Дело в том, что ежедневная жизнь рядового американца практически не зависит от вашингтонских политиков, в том числе и от президента. Останутся у власти республиканцы, победят демократы — все так же будут ломиться от товаров магазины, все те же великолепные машины будут проноситься по великолепным дорогам, все те же рекламы будут зазывать и предлагать, все так же слаженно будут делать свое дело фермеры, рабочие, учителя и полицейские. Я просто не могу представить, какой дурости закон должен принять конгресс, чтобы в продмагах Чикаго или Далласа вдруг исчезла колбаса. Наша страна управляется из одной капитанской рубки, поэтому единственное неверное решение тут же швыряет с боку на бок весь корабль. А жизнью Америки, прежде всего ее экономикой, управляют миллионы людей, каждый из которых у себя в мастерской, или на ферме, или в лавке — полноправный хозяин. Самый глупый его приказ имеет лишь ограниченную сферу действия: он способен превратить в банкрота самого хозяина, но никак не скажется на соседях справа и слева. Экономика Штатов, как корпус огромного корабля, разделена на множество автономных отсеков. Если один из них зальет, корабль не только не потеряет центровку, но и просто не заметит потерю.
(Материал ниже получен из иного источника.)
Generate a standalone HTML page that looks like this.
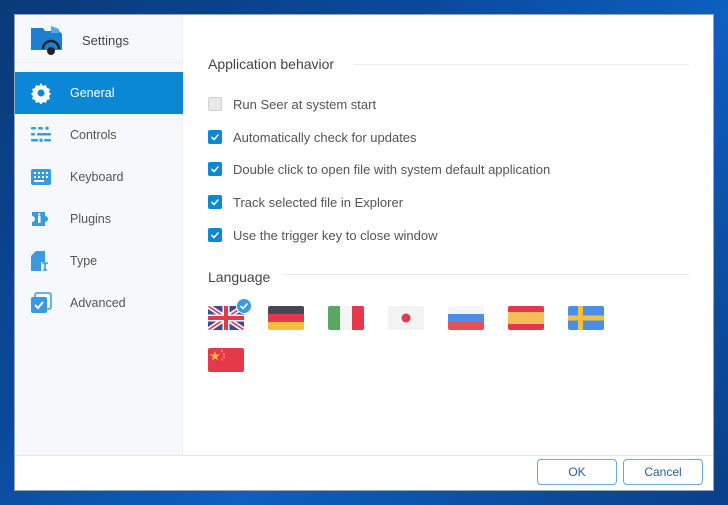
<!DOCTYPE html>
<html><head><meta charset="utf-8"><style>
*{margin:0;padding:0;box-sizing:border-box}
body{width:728px;height:505px;overflow:hidden;font-family:"Liberation Sans",sans-serif;
background:linear-gradient(135deg,#0a3a78 0%,#0b4a9a 35%,#0d5fc0 60%,#0a3f88 100%);position:relative}
.win{position:absolute;left:14px;top:14px;width:700px;height:477px;background:#fff;border:1px solid #9aa6b4}
.side{position:absolute;left:0;top:0;width:168px;height:440px;background:#f6f8fb;border-right:1px solid #eceff3}
.head{height:48px;border-bottom:1px solid #eceff3;position:relative}
.head span{position:absolute;left:67px;top:18px;font-size:13px;color:#444}
.item{position:absolute;left:0;width:168px;height:42px;font-size:12.5px;color:#555}
.item span{position:absolute;left:55px;top:14px}
.item svg{position:absolute;left:15px;top:10px}
.sel{background:#0a88d6;color:#fff}
.h{position:absolute;font-size:14px;color:#444}
.line{position:absolute;height:1px;background:#eeeeee}
.row{position:absolute;left:193px;font-size:13px;color:#555}
.cb{position:absolute;left:0;top:0;width:14px;height:14px;border-radius:2px;background:#0a88d6}
.cb.off{background:#e8e8e8;border:1px solid #d0d0d0}
.cb svg{position:absolute;left:2px;top:2px}
.row span{position:absolute;left:25px;top:0;white-space:nowrap}
.fl{position:absolute;width:36px;height:24px;border-radius:2px;overflow:hidden}
.foot{position:absolute;left:0;top:440px;width:698px;height:1px;background:#e6e6e6}
.btn{position:absolute;top:444px;width:80px;height:26px;border:1px solid #6fa8d8;border-radius:4px;font-size:12px;color:#2a5f8f;text-align:center;line-height:24px}
</style></head><body>
<div class="win">
 <div class="side">
  <div class="head">
   <svg style="position:absolute;left:14px;top:10px" width="38" height="30" viewBox="0 0 38 30"><path d="M2 3h12l2 3h14l3 3v16H2z" fill="#1d7fcf"/><path d="M22 1l8 3v4h-8z" fill="#5aa7e8"/><path d="M14 24a8 8 0 0 1 16 0" fill="none" stroke="#222" stroke-width="2.4"/><circle cx="22" cy="26" r="4" fill="#222"/></svg>
   <span>Settings</span>
  </div>
  <div class="item sel" style="top:57px"><svg width="22" height="22" viewBox="0 0 22 22"><path d="M11 1l2 3 3-1 1 3 3 1-1 3 2 2-2 2 1 3-3 1-1 3-3-1-2 3-2-3-3 1-1-3-3-1 1-3-2-2 2-2-1-3 3-1 1-3 3 1z" fill="#fff"/><circle cx="11" cy="11" r="3.5" fill="#0a88d6"/></svg><span>General</span></div>
  <div class="item" style="top:99px"><svg width="22" height="22" viewBox="0 0 22 22" fill="#3a9ae0"><rect x="1" y="3" width="5" height="2.5" rx="1"/><rect x="8" y="3" width="5" height="2.5" rx="1"/><circle cx="17" cy="4.2" r="1.7"/><rect x="1" y="9" width="4" height="2.5" rx="1"/><rect x="7" y="9" width="14" height="2.5" rx="1"/><rect x="1" y="15" width="7" height="2.5" rx="1"/><circle cx="11" cy="16.2" r="1.7"/><rect x="14" y="15" width="7" height="2.5" rx="1"/></svg><span>Controls</span></div>
  <div class="item" style="top:141px"><svg width="22" height="22" viewBox="0 0 22 22"><rect x="1" y="3" width="20" height="16" rx="2" fill="#3a9ae0"/><g fill="#fff"><rect x="4" y="6" width="2" height="2"/><rect x="8" y="6" width="2" height="2"/><rect x="12" y="6" width="2" height="2"/><rect x="16" y="6" width="2" height="2"/><rect x="4" y="10" width="2" height="2"/><rect x="8" y="10" width="2" height="2"/><rect x="12" y="10" width="2" height="2"/><rect x="16" y="10" width="2" height="2"/><rect x="4" y="14" width="10" height="2"/></g></svg><span>Keyboard</span></div>
  <div class="item" style="top:183px"><svg width="22" height="22" viewBox="0 0 22 22"><path d="M2 4h13v4a2.5 2.5 0 1 1 0 6v4H2v-4a2.5 2.5 0 1 0 0-6z" fill="#3a9ae0"/><rect x="8" y="8" width="2.5" height="7" fill="#fff"/><circle cx="9.2" cy="6.5" r="1.2" fill="#fff"/></svg><span>Plugins</span></div>
  <div class="item" style="top:225px"><svg width="22" height="22" viewBox="0 0 22 22"><path d="M6 1h9v20H1V6z" fill="#3a9ae0"/><path d="M11 12h8v9h-8z" fill="#f6f8fb"/><path d="M12 13h6M15 13v7M13 20h4" stroke="#3a9ae0" stroke-width="1.6" fill="none"/></svg><span>Type</span></div>
  <div class="item" style="top:267px"><svg width="22" height="22" viewBox="0 0 22 22"><rect x="5" y="1" width="16" height="16" rx="2" fill="none" stroke="#3a9ae0" stroke-width="1.5"/><rect x="1" y="5" width="16" height="16" rx="2" fill="#3a9ae0"/><path d="M5 13l3 3 5-6" stroke="#fff" stroke-width="2" fill="none"/></svg><span>Advanced</span></div>
 </div>
 <div class="h" style="left:193px;top:41px">Application behavior</div>
 <div class="line" style="left:338px;top:49px;width:336px"></div>
 <div class="row" style="top:82px"><div class="cb off"></div><span>Run Seer at system start</span></div>
 <div class="row" style="top:115px"><div class="cb"><svg width="10" height="10" viewBox="0 0 10 10"><path d="M1.5 5l2.5 2.5 4.5-5" stroke="#fff" stroke-width="1.6" fill="none"/></svg></div><span>Automatically check for updates</span></div>
 <div class="row" style="top:147px"><div class="cb"><svg width="10" height="10" viewBox="0 0 10 10"><path d="M1.5 5l2.5 2.5 4.5-5" stroke="#fff" stroke-width="1.6" fill="none"/></svg></div><span>Double click to open file with system default application</span></div>
 <div class="row" style="top:180px"><div class="cb"><svg width="10" height="10" viewBox="0 0 10 10"><path d="M1.5 5l2.5 2.5 4.5-5" stroke="#fff" stroke-width="1.6" fill="none"/></svg></div><span>Track selected file in Explorer</span></div>
 <div class="row" style="top:213px"><div class="cb"><svg width="10" height="10" viewBox="0 0 10 10"><path d="M1.5 5l2.5 2.5 4.5-5" stroke="#fff" stroke-width="1.6" fill="none"/></svg></div><span>Use the trigger key to close window</span></div>
 <div class="h" style="left:193px;top:254px">Language</div>
 <div class="line" style="left:267px;top:259px;width:407px"></div>
 <svg class="fl" style="left:193px;top:291px" viewBox="0 0 36 24"><rect width="36" height="24" fill="#41479b"/><path d="M0 0L36 24M36 0L0 24" stroke="#fff" stroke-width="5"/><path d="M0 0L36 24M36 0L0 24" stroke="#e5394b" stroke-width="1.6"/><path d="M18 0v24M0 12h36" stroke="#fff" stroke-width="7"/><path d="M18 0v24M0 12h36" stroke="#e5394b" stroke-width="4"/></svg>
 <svg style="position:absolute;left:221px;top:283px" width="16" height="16" viewBox="0 0 16 16"><circle cx="8" cy="8" r="7.5" fill="#3b9be3" stroke="#fff" stroke-width="1"/><path d="M4.5 8l2.5 2.5 4.5-5" stroke="#fff" stroke-width="1.6" fill="none"/></svg>
 <svg class="fl" style="left:253px;top:291px" viewBox="0 0 36 24"><rect width="36" height="8" fill="#464655"/><rect y="8" width="36" height="8" fill="#e5394b"/><rect y="16" width="36" height="8" fill="#f6bd3f"/></svg>
 <svg class="fl" style="left:313px;top:291px" viewBox="0 0 36 24"><rect width="12" height="24" fill="#57a862"/><rect x="12" width="12" height="24" fill="#f4f5f5"/><rect x="24" width="12" height="24" fill="#e5394b"/></svg>
 <svg class="fl" style="left:373px;top:291px" viewBox="0 0 36 24"><rect width="36" height="24" fill="#f3f3f4"/><circle cx="18" cy="12" r="4.5" fill="#e5394b"/></svg>
 <svg class="fl" style="left:433px;top:291px" viewBox="0 0 36 24"><rect width="36" height="8" fill="#f4f5f5"/><rect y="8" width="36" height="8" fill="#4a90e2"/><rect y="16" width="36" height="8" fill="#e5505f"/></svg>
 <svg class="fl" style="left:493px;top:291px" viewBox="0 0 36 24"><rect width="36" height="24" fill="#e5394b"/><rect y="6" width="36" height="12" fill="#f6bd5a"/></svg>
 <svg class="fl" style="left:553px;top:291px" viewBox="0 0 36 24"><rect width="36" height="24" fill="#4a90e2"/><rect x="10" width="5" height="24" fill="#f6bd3f"/><rect y="9.5" width="36" height="5" fill="#f6bd3f"/></svg>
 <svg class="fl" style="left:193px;top:333px" viewBox="0 0 36 24"><rect width="36" height="24" fill="#e5394b"/><path d="M7 3l1.3 3.5H12l-3 2.3 1.1 3.6L7 10.2 3.9 12.4 5 8.8 2 6.5h3.7z" fill="#f6bd3f"/><g fill="#f6bd3f"><circle cx="14" cy="3" r="0.9"/><circle cx="16" cy="6" r="0.9"/><circle cx="16" cy="9" r="0.9"/><circle cx="14" cy="11.5" r="0.9"/></g></svg>
 <div class="foot"></div>
 <div class="btn" style="left:522px">OK</div>
 <div class="btn" style="left:608px">Cancel</div>
</div>
</body></html>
Привычка рассчитывать не на президента, а на себя у американца в крови. Поэтому жалобщик по начальству здесь смотрелся бы так же странно, как у нас человек, ни разу в жизни не "сигналивший" наверх.
Пообедать решили в ресторане. Выбор места предоставляется гостю.
— Решай, куда хочешь. Можно в китайский, мексиканский, индийский, таиландский. А хочешь в русский?
— Ну уж нет, — отвечаю, — в русский пойду в России.
— Тогда, может, в итальянский, французский? Или — в японский?
Сил нет слушать. Издеваются, что ли? Ну откуда такое изобилие в городе, который даже не столица штата?
Изобилие, между прочим, не только ресторанное. У десятков магазинов свое национальное лицо. В Сан-Франциско самый, пожалуй, интересный квартал — китайский. Практически целый район — Чайна-таун. Вот уж где глаза разбегаются! Чего только нет — от старинных ваз до пуховых курток. А поблизости — Россия, салон живописи: Эрнст Неизвестный, Михаил Шемякин…
Америка — страна эмигрантов. Здесь нет чужих, все свои. Спросишь человека, кто он по национальности, недоуменно пожмет плечами: американец, кто же еще. Белые, черные, смуглые — все американцы. И каждый год тысячи приезжих получают гражданство, становясь американцами.
Соединенные Штаты считают самой доброжелательной к эмигрантам страной на земле.
Эта доброжелательность не только гуманна, но и выгодна.
Ведь каждый народ привозит в Америку свои знания, свой опыт, свои идеи, фасоны, рецепты, навыки. Мозги и руки со всего света сделали молодую республику самой развитой страной на планете. И, между прочим, ее обеденный стол — самым разнообразным.
Доброта окупается даже в мелочах.
Я человек советский, даже в Америке ищу дефицит.
Дело, честно скажу, трудное. Чего нет в стране, где есть все?
Оказывается, кое-чего нет и в Америке.
Две поездки, четыре штата, множество новых знакомых. И — ни единого унылого лица. Страна без нытиков.
Впечатление такое, что тут все оголтелые оптимисты. Человек без улыбки тут был бы странен, как прохожий без штанов. Все поголовно улыбаются. Я уже упомянул об этом, теперь остановлюсь подробнее.
Запомнилось: рейс Вашингтон — Москва, уже объявлена посадка, к дверям аэропорта подогнан широченный автобус с подвижным тамбуром, и пассажиры, в основном мои любимые соотечественники, валом валят к выходу. Можно бы, конечно, и не спешить, но это иностранцы пусть не спешат. А у нас в крови: в любой очереди лучше быть первым, даже в той, где ничего не дают.
В числе прочих возвращается домой хоккейная команда. Какие у рыцарей ледовой площадки медали, не знаю — а вот чемоданы здоровенные. Что вполне логично: здесь не Иркутск и не Хабаровск, сюда летают не за медалями. Ребята вошли в автобус, и, естественно, где вошли, там и сели. Гора чемоданов буквально завалила проход.